Investors love leaders who bring a unique vision with clear numbers to the table. How will your unique vision drive your profit and loss forecast over the next five years and beyond? What will your balance sheet look like and what will the cash flows be after you have implemented your vision? As the business grows, is the cash flow generated sufficient to fuel the growth, or will additional funding be required? What is the valuation of the business and if someone invests, what will the return on that investment be in say three, five or 10 years’ time, when you come to eventually sell it? For a lender, can the business service the debt and make all necessary interest and capital payments over the term of the loan? What are covenants and why must you comply with them?
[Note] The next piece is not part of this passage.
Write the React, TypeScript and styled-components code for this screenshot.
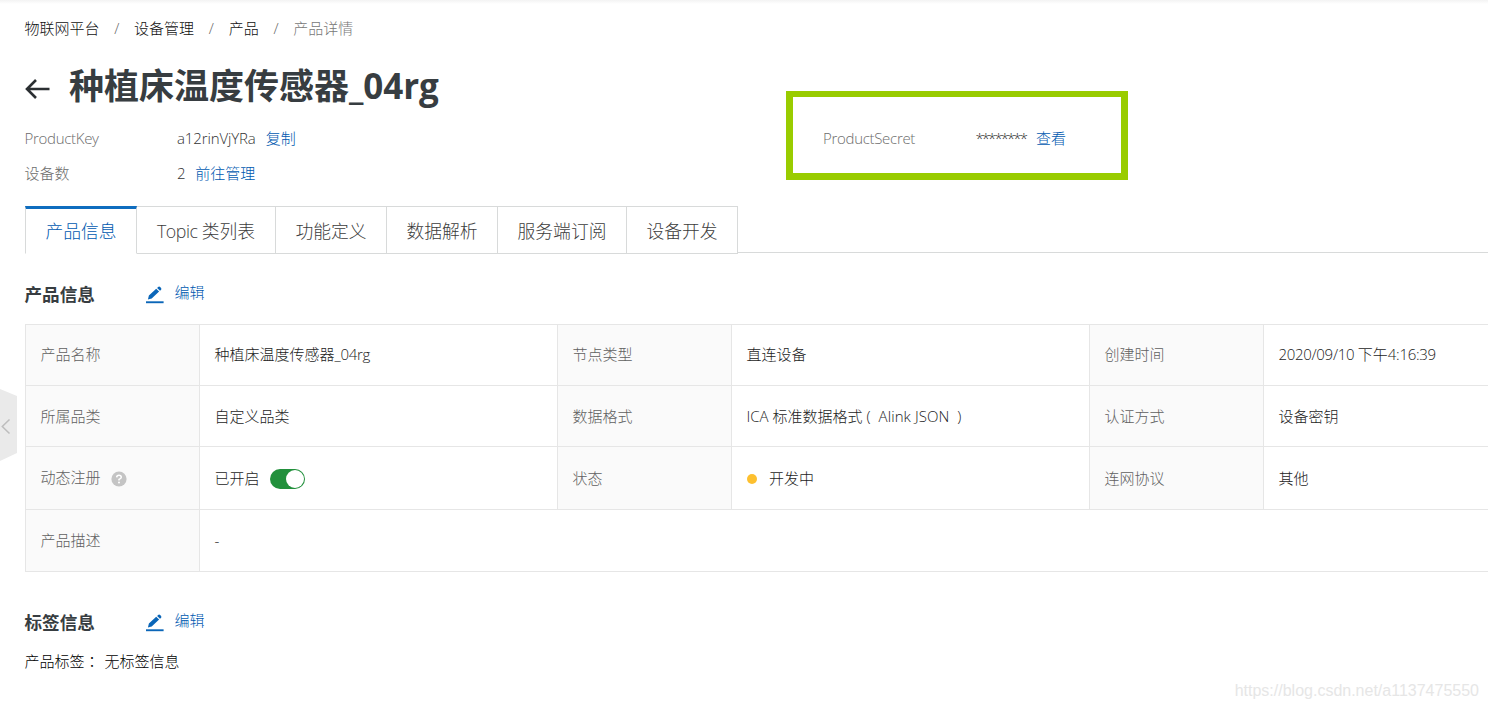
import React from "react";
import styled, { createGlobalStyle } from "styled-components";

const GlobalStyle = createGlobalStyle`
  * { box-sizing: border-box; }
  body {
    margin: 0;
    background: #fff;
    overflow: hidden;
    font-family: "Open Sans", "Noto Sans CJK SC", sans-serif;
    font-size: 15px;
    font-weight: 300;
    line-height: 20px;
    color: #222;
    white-space: nowrap;
  }
`;

const Page = styled.div`
  position: relative;
  width: 100%;
  height: 709px;
  padding-left: 24.5px;
  overflow: hidden;
  background: linear-gradient(#f3f3f3, #fff) top / 100% 4px no-repeat #fff;
`;

const Breadcrumb = styled.nav`
  display: flex;
  height: 56px;
  align-items: center;
`;

const Crumb = styled.span<{ $current?: boolean }>`
  color: ${(p) => (p.$current ? "#777" : "#111")};
`;

const Slash = styled.span`
  width: 34.6px;
  text-align: center;
  color: #666;
`;

const Latin = styled.span<{ $spacing?: number }>`
  letter-spacing: ${(p) => p.$spacing ?? -0.3}px;
`;

const TitleRow = styled.header`
  display: flex;
  align-items: center;
  height: 60px;
`;

const BackIcon = styled.svg`
  width: 25px;
  height: 22px;
  margin: 6px 19.5px 0 0;
`;

const Title = styled.h1`
  margin: 0;
  font-size: 35px;
  line-height: 50px;
  font-weight: 700;
  color: #373d41;
`;

const InfoGrid = styled.section`
  display: grid;
  grid-template-columns: 798.5px 1fr;
  grid-template-rows: 35px 35px;
  margin-top: 4px;
`;

const InfoItem = styled.div`
  display: flex;
  align-items: center;
  color: #333;
`;

const InfoLabel = styled.span`
  width: 152.5px;
  color: #6c6c6c;
`;

const Link = styled.a`
  margin-left: 10px;
  color: #0059b0;
`;

const Highlight = styled.div`
  position: absolute;
  left: 786px;
  top: 91px;
  width: 342px;
  height: 89px;
  border: 7px solid #9c0;
  border-top-width: 6.5px;
`;

const TabBar = styled.div`
  display: flex;
  height: 48px;
  margin: 16px 0 0 0.5px;
`;

const Tab = styled.div<{ $width: number; $active?: boolean }>`
  width: ${(p) => p.$width}px;
  border: 1px solid #d8dada;
  border-left-width: ${(p) => (p.$active ? 1 : 0)}px;
  border-top: ${(p) => (p.$active ? "3px solid #0f6dbf" : "1px solid #d8dada")};
  border-bottom-color: ${(p) => (p.$active ? "#fff" : "#d8dada")};
  padding-top: ${(p) => (p.$active ? 9 : 11)}px;
  text-align: center;
  font-size: 17.8px;
  line-height: 26px;
  color: ${(p) => (p.$active ? "#0059b0" : "#3c3c3c")};
`;

const TabRule = styled.div`
  flex: 1;
  height: 47px;
  border-bottom: 1px solid #d8dada;
`;

const SectionHead = styled.div<{ $top: number }>`
  display: flex;
  align-items: center;
  height: 26px;
  margin-top: ${(p) => p.$top}px;
`;

const SectionTitle = styled.h2`
  width: 121px;
  margin: 0;
  font-size: 17.6px;
  line-height: 26px;
  font-weight: 700;
  color: #373d41;
`;

const EditLink = styled.a`
  display: flex;
  align-items: center;
  gap: 11px;
  color: #0059b0;
  svg { margin-top: 2px; }
  span { margin-top: -4px; }
`;

const Table = styled.div`
  display: grid;
  width: 1464px;
  height: 248px;
  margin: 17px 0 0 0.5px;
  border-top: 1px solid #e6e6e6;
  border-left: 1px solid #e6e6e6;
  grid-template-columns: 174px 358px 174px 358px 174px 225px;
  grid-template-rows: 61px 61px 63px 62px;
`;

const Cell = styled.div<{ $label?: boolean; $wide?: boolean; $lift?: boolean }>`
  display: flex;
  align-items: center;
  padding-left: 14.5px;
  padding-bottom: ${(p) => (p.$lift ? 2 : 0)}px;
  border-right: 1px solid #e6e6e6;
  border-bottom: 1px solid #e6e6e6;
  background: ${(p) => (p.$label ? "#fafafa" : "#fff")};
  color: ${(p) => (p.$label ? "#606060" : "#1c1c1c")};
  grid-column: ${(p) => (p.$wide ? "span 5" : "auto")};
`;

const HelpIcon = styled.svg`
  margin: 3px 0 0 10px;
`;

const Toggle = styled.span`
  display: flex;
  justify-content: flex-end;
  width: 35px;
  height: 20px;
  margin: 2px 0 0 10.5px;
  padding: 1px;
  border-radius: 10px;
  background: #22903c;
`;

const Knob = styled.span`
  width: 18px;
  height: 18px;
  border-radius: 50%;
  background: #fff;
`;

const StatusDot = styled.span`
  width: 10px;
  height: 10px;
  margin: 1px 12px 0 0.5px;
  border-radius: 50%;
  background: #fdc02f;
`;

const TagRow = styled.div`
  margin-top: 16px;
  color: #000;
`;

const Colon = styled.span`
  font-family: "Noto Sans CJK TC", sans-serif;
`;

const TagValue = styled.span`
  margin-left: 5px;
`;

const SideHandle = styled.svg`
  position: absolute;
  left: 0;
  top: 389px;
`;

const Watermark = styled.div`
  position: absolute;
  right: 9px;
  bottom: 8px;
  font-family: "Liberation Sans", sans-serif;
  font-size: 16px;
  font-weight: 400;
  color: #e6e6e6;
`;

const Edit = () => (
  <EditLink>
    <svg width="18" height="18" viewBox="0 0 18 18" fill="#0b66b8">
      <path d="M0 15.300h17.600v1.900H0z" />
      <path d="M1.900 13.400l1-3.900 7.300-6.800 2.900 2.900-7.400 6.900zM11.100 1.900l1-.9q1.100-.9 2.100.1l.8.800q1 1-.1 2l-.9.900z" />
    </svg>
    <span>编辑</span>
  </EditLink>
);

const tabs: { node: React.ReactNode; width: number }[] = [
  { node: "产品信息", width: 112 },
  { node: <><Latin $spacing={-0.45}>Topic </Latin>类列表</>, width: 139 },
  { node: "功能定义", width: 111 },
  { node: "数据解析", width: 111 },
  { node: "服务端订阅", width: 129 },
  { node: "设备开发", width: 111 },
];

export default function App() {
  return (
    <Page>
      <GlobalStyle />
      <Breadcrumb>
        <Crumb>物联网平台</Crumb>
        <Slash>/</Slash>
        <Crumb>设备管理</Crumb>
        <Slash>/</Slash>
        <Crumb>产品</Crumb>
        <Slash>/</Slash>
        <Crumb $current>产品详情</Crumb>
      </Breadcrumb>
      <TitleRow>
        <BackIcon viewBox="0 0 25 22" fill="none" stroke="#2b2f32" strokeWidth="2.6">
          <path d="M24.5 11H2M11 2L2 11l9 9" />
        </BackIcon>
        <Title>种植床温度传感器<Latin $spacing={-0.1}>_04rg</Latin></Title>
      </TitleRow>
      <InfoGrid>
        <InfoItem>
          <InfoLabel><Latin>ProductKey</Latin></InfoLabel>
          <Latin $spacing={-0.12}>a12rinVjYRa</Latin>
          <Link>复制</Link>
        </InfoItem>
        <InfoItem>
          <InfoLabel><Latin>ProductSecret</Latin></InfoLabel>
          <Latin $spacing={-1.95}>********</Latin>
          <Link>查看</Link>
        </InfoItem>
        <InfoItem>
          <InfoLabel>设备数</InfoLabel>
          <Latin>2</Latin>
          <Link>前往管理</Link>
        </InfoItem>
      </InfoGrid>
      <Highlight />
      <TabBar>
        {tabs.map((tab, i) => (
          <Tab key={i} $width={tab.width} $active={i === 0}>{tab.node}</Tab>
        ))}
        <TabRule />
      </TabBar>
      <SectionHead $top={27}>
        <SectionTitle>产品信息</SectionTitle>
        <Edit />
      </SectionHead>
      <Table>
        <Cell $label $lift>产品名称</Cell>
        <Cell $lift>种植床温度传感器<Latin>_04rg</Latin></Cell>
        <Cell $label $lift>节点类型</Cell>
        <Cell $lift>直连设备</Cell>
        <Cell $label $lift>创建时间</Cell>
        <Cell $lift><Latin>2020/09/10&nbsp;</Latin>下午<Latin>4:16:39</Latin></Cell>

        <Cell $label>所属品类</Cell>
        <Cell>自定义品类</Cell>
        <Cell $label>数据格式</Cell>
        <Cell>
          <Latin $spacing={0}>ICA&nbsp;</Latin>标准数据格式
          <Latin $spacing={0.08}>&nbsp;(&nbsp; Alink JSON&nbsp; )</Latin>
        </Cell>
        <Cell $label>认证方式</Cell>
        <Cell>设备密钥</Cell>

        <Cell $label $lift>
          动态注册
          <HelpIcon width="16" height="16" viewBox="0 0 16 16">
            <circle cx="8" cy="8" r="7.6" fill="#c4c4c4" />
            <path d="M5.7 6.4Q5.8 4.3 8 4.3t2.3 1.9Q10.3 7.300 8 8.400V9.600" fill="none" stroke="#fff" strokeWidth="1.5" />
            <circle cx="8" cy="11.500" r="1" fill="#fff" />
          </HelpIcon>
        </Cell>
        <Cell>已开启<Toggle><Knob /></Toggle></Cell>
        <Cell $label>状态</Cell>
        <Cell><StatusDot />开发中</Cell>
        <Cell $label>连网协议</Cell>
        <Cell>其他</Cell>

        <Cell $label $lift>产品描述</Cell>
        <Cell $wide $lift>-</Cell>
      </Table>
      <SectionHead $top={37}>
        <SectionTitle>标签信息</SectionTitle>
        <Edit />
      </SectionHead>
      <TagRow>产品标签<Colon>：</Colon><TagValue>无标签信息</TagValue></TagRow>
      <SideHandle width="17" height="72" viewBox="0 0 17 72">
        <path d="M0 0l17 7v57L0 72z" fill="#eaeaea" />
        <path d="M9.500 30.500L2.300 37.500l7.200 7" fill="none" stroke="#bdbdbd" strokeWidth="1.500" />
      </SideHandle>
      <Watermark>https://blog.csdn.net/a1137475550</Watermark>
    </Page>
  );
}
You also need to understand how investors think and how you sell your business proposition to them. All small business owners must sell two things: their products and services and their businesses ability to generate a limited risk return to investors and lenders.

8. What’s the risk?

In all businesses, there are risks. The 96% failure rate (inside of 10 years) is a testament to that. There are two elements to the risk question:

Financial risk – how can you de-risk the investor or lender losing all their money? How will the investor or lender perceive risk and more importantly: how do you overcome it?

Operational risk – what can go wrong in your business and what are your contingency plans to stop these events crippling you and your business.

9. Why do you need the funding?

One of the most common omissions in business plans for equity investment or debt funding is exactly what do you need the money for? Hiring new employees, buying assets to help the business grow, working capital, research and development, acquisitions are all great ways to spend the funds you raise. Extortionate salaries, dividends or luxury items are a big turn off for all forms of the investor. You need to generate your shopping list of essential items and why they are all critical to the growth and evolution of your business.

10. What’s the exit strategy?

As we mentioned earlier, you must have an exit strategy. What are the types of exit and how do you plan for them?